GOAL: Below, locate the line that contains "Convert this screenshot". Repeat exactly from that line to the line that contains "FaEye, FaSync, FaRegEdit", inclusive, leaving out the pictures.

SUPPLIED DATA:
^^^^
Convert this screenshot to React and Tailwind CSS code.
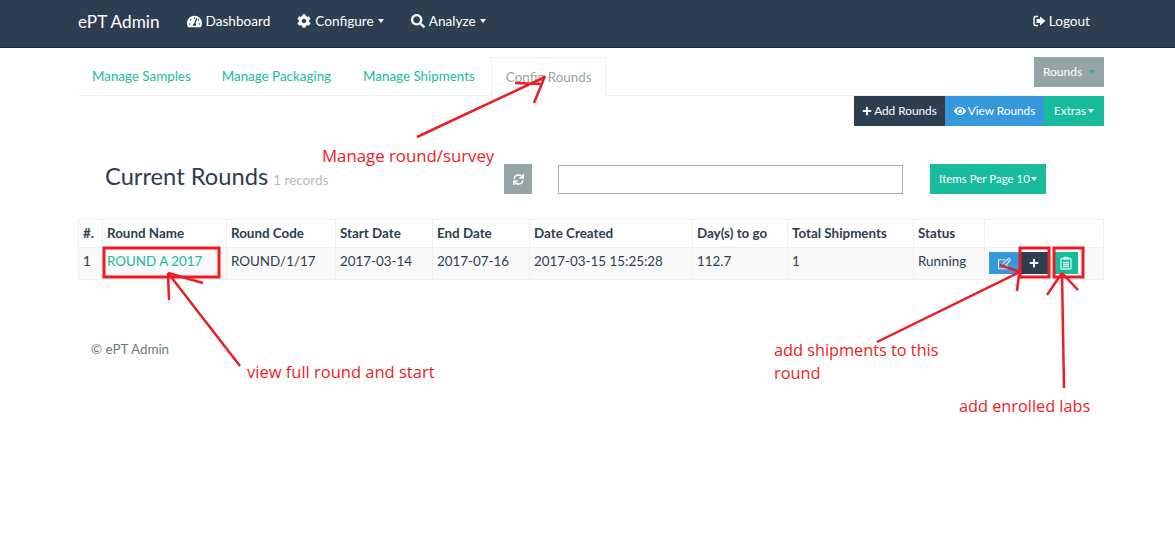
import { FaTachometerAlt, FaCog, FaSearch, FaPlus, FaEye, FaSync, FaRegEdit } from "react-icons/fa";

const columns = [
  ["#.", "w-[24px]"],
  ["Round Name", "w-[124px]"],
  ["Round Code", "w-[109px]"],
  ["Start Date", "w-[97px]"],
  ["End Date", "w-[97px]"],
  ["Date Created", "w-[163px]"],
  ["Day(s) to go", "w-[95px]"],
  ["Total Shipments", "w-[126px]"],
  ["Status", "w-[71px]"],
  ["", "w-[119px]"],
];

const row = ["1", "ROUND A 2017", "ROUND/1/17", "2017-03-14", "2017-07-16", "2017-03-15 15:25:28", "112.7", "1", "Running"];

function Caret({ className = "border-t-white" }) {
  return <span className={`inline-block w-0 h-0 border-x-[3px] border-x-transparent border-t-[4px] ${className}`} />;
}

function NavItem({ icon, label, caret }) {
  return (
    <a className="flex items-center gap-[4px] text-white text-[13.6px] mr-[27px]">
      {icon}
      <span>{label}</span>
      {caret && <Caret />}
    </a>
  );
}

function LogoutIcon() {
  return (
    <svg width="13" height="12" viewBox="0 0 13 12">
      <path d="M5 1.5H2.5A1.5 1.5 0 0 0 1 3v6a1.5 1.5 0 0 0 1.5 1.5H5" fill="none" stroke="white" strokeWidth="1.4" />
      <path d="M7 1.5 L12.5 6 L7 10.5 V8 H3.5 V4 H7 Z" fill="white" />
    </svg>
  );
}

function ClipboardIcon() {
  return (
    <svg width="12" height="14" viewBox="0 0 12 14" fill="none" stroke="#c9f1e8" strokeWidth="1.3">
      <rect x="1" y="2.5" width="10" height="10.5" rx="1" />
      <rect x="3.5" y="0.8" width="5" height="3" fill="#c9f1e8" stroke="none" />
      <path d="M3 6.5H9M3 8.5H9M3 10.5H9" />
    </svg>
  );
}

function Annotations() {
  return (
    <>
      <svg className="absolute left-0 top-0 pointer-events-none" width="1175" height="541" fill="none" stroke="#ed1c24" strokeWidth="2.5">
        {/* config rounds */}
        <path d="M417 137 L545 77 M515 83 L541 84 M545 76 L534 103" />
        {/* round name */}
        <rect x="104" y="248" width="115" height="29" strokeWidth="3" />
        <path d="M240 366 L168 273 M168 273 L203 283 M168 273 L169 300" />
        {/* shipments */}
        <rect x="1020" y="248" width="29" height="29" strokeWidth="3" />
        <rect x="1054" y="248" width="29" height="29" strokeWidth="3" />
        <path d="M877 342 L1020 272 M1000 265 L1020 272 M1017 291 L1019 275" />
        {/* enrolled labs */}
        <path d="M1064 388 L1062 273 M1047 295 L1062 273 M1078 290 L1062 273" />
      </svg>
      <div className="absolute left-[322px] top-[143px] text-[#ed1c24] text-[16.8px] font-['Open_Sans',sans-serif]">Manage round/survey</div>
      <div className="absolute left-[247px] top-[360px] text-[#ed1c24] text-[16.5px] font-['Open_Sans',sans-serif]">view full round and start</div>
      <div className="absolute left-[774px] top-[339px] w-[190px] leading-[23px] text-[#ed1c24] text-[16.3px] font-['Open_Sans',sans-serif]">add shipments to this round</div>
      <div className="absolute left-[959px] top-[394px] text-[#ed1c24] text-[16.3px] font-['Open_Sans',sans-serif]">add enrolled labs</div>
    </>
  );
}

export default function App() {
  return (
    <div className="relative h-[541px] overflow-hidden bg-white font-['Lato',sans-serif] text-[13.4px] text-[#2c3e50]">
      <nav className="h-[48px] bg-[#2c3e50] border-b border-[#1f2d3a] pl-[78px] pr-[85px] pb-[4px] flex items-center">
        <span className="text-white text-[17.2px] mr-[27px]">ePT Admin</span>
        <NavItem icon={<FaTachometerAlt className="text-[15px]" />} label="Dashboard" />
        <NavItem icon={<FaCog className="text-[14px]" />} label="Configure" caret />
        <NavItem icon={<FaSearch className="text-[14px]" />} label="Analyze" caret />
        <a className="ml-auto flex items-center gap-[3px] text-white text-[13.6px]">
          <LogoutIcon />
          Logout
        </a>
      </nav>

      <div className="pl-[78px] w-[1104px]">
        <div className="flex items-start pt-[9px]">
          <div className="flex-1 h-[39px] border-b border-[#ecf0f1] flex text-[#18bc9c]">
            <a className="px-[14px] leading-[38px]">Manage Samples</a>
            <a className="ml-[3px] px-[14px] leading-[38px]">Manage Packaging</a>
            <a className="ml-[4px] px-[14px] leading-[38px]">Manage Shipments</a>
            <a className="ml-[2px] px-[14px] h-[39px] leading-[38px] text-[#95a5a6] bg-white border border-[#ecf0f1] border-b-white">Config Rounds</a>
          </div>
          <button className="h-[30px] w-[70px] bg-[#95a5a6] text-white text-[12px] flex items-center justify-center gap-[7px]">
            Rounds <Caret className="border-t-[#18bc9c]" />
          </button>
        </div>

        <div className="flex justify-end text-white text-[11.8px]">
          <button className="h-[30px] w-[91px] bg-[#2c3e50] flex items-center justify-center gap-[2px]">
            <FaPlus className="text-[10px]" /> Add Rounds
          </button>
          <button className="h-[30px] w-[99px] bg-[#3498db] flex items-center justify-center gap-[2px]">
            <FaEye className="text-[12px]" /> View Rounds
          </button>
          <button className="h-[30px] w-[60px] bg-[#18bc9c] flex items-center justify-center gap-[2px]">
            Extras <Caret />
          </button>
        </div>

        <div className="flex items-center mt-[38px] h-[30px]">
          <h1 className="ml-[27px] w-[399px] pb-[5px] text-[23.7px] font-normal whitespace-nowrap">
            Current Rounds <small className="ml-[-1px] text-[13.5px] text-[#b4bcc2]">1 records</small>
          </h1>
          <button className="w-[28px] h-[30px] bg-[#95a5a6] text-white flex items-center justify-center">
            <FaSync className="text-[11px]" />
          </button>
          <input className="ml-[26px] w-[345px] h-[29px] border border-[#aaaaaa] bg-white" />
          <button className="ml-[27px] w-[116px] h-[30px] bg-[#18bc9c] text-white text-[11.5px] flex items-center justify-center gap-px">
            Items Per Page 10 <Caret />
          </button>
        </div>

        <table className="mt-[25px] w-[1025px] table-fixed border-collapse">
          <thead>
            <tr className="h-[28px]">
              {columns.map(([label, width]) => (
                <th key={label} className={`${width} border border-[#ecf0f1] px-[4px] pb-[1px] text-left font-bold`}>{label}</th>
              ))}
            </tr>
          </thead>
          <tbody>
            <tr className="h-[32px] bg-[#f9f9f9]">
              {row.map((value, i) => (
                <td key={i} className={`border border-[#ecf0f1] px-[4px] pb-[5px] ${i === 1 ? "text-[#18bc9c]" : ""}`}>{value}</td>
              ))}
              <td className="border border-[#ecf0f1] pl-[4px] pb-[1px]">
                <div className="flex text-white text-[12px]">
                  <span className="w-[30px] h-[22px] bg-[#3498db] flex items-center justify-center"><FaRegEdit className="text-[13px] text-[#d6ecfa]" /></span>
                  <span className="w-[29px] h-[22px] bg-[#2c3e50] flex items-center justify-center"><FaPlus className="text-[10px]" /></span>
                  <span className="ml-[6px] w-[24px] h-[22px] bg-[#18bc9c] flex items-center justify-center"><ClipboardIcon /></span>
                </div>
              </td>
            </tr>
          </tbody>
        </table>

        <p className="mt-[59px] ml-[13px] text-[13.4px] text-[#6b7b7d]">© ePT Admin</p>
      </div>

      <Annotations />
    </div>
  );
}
^^^^
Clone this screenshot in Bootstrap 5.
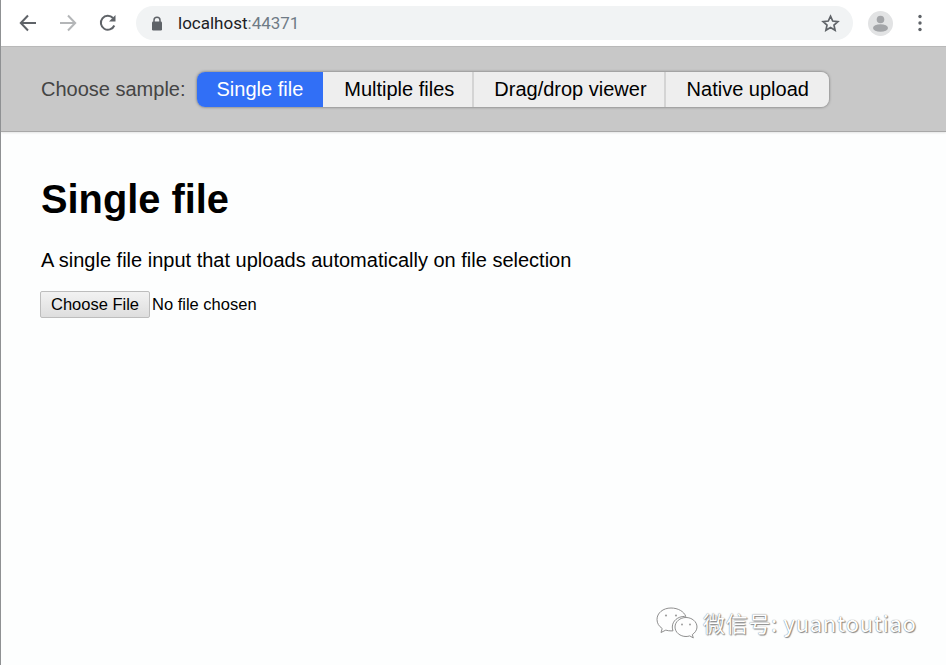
^^^^
RESULT BELOW:
Convert this screenshot to React and Tailwind CSS code.
import { FaTachometerAlt, FaCog, FaSearch, FaPlus, FaEye, FaSync, FaRegEdit } from "react-icons/fa";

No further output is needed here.